The steps of the ImageSol program:

• Image importation is done via an API request (Application Programming Interface) to the URL https://api.helioviewer.org/v2/getJP2Image/ followed by several parameters.

• The images are retrieved on a local PC, which then examines them with ImageSol to detect the solar disk and determine its center and diameter in pixels.

• Sunspots are also detected; the program determines their rectangular coordinates and then calculates their size or, in some cases, the size of a complex sunspot.

• The program determines heliographic elements based on the observation date from SDO. These elements include:

a) P, the angle between the solar north direction and geographic north. 

b) Bo, the heliographic latitude of the solar disk center. 

c) Lo, the longitude of the solar disk center relative to the Carrington meridian.

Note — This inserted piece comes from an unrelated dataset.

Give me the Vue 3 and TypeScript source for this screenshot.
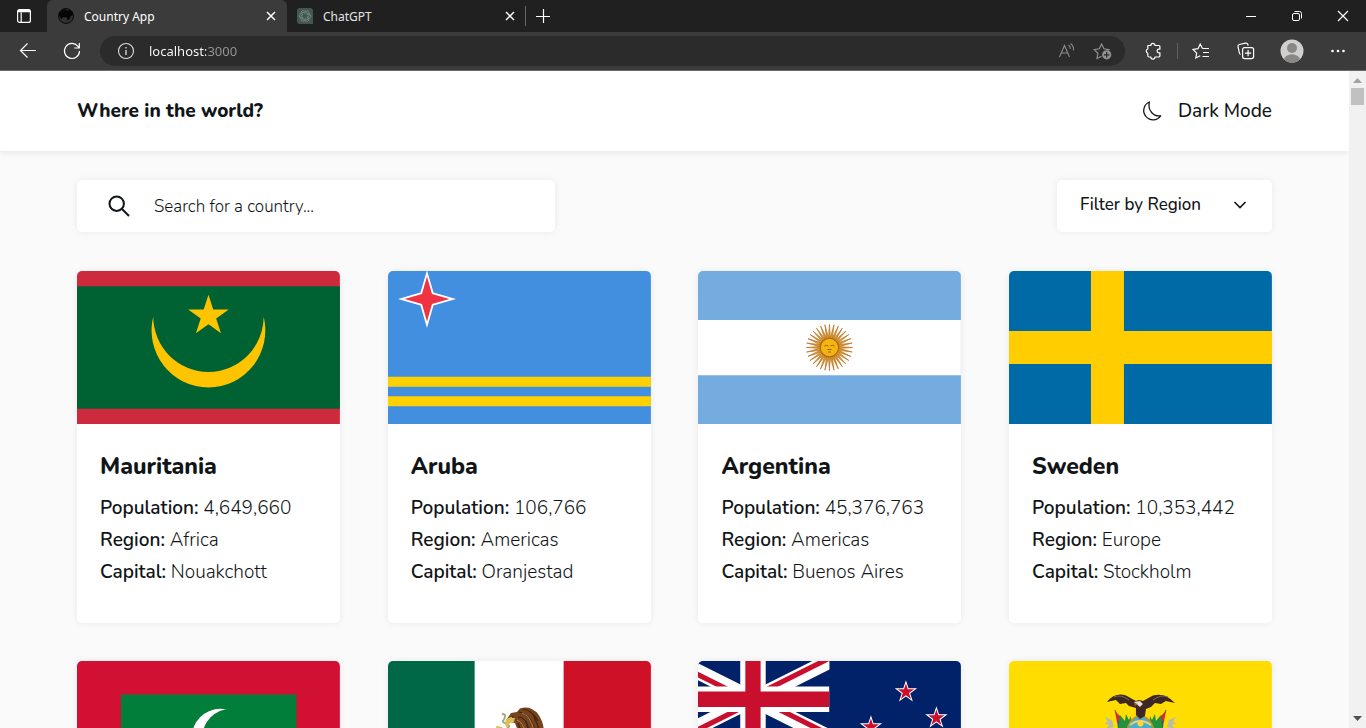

• Only Bo and Lo values are considered, as SDO does not account for the difference between the solar north direction and geographic north. Knowing the rectangular positions of sunspots makes it easy to calculate their heliographic coordinates.

Below is an example of data from an analysis of a solar image:

Solar disk center: (499, 499),
Diameter: 789
B0: -7.22, L0: 163.91, Rot syn: 2281
-20.07;-191.43;13;12;-36.23;-3.33;160.58
71.93;-42.93;9;9;-13.34;10.57;174.48
91.43;-40.93;12;9;-12.97;13.47;177.38
etc.

The filename (here 2024_02_29_12_00_00.dat) contains the date and time of the observation in the format YYYY_MM_DD_hh_mm_ss.
The first line contains the x, y position of the solar disk center in pixels, here x = 499 and y = 499.
The second line contains the heliographic elements Bo and Lo, as well as the synodic rotation number. Here, Bo = -7.22°, Lo = 163.91°, and Rotation Number = 2281.
The following lines correspond to each sunspot (simple or complex) detected. For example, the line 

-20.07;-191.43;13;12;-36.23;-3.33;160.58

indicates that the sunspot is at x = -20.07 px, y = 191.43 px, measuring 13 and 12 px, with a heliographic latitude of -36.23°, a longitude relative to the solar disk center of -3.33°, and a longitude relative to the Carrington meridian of 160.58°.

These data, compiled with ImageSol, provide insight into the evolution of solar activity.

Firstly, the counting of the sunspot surface area recalls the calculation of the Wolf number. This Wolf number, which has been used to determine the cycle of solar activity, is calculated based on the number of sunspot groups and individual spots. Similarly, ImageSol provides insight into this evolution, not based on the number of spots but on their surface area.

Secondly, the program determines the distribution of sunspots according to their heliographic position to generate the Maunder diagram, which is also correlated with the activity of our star.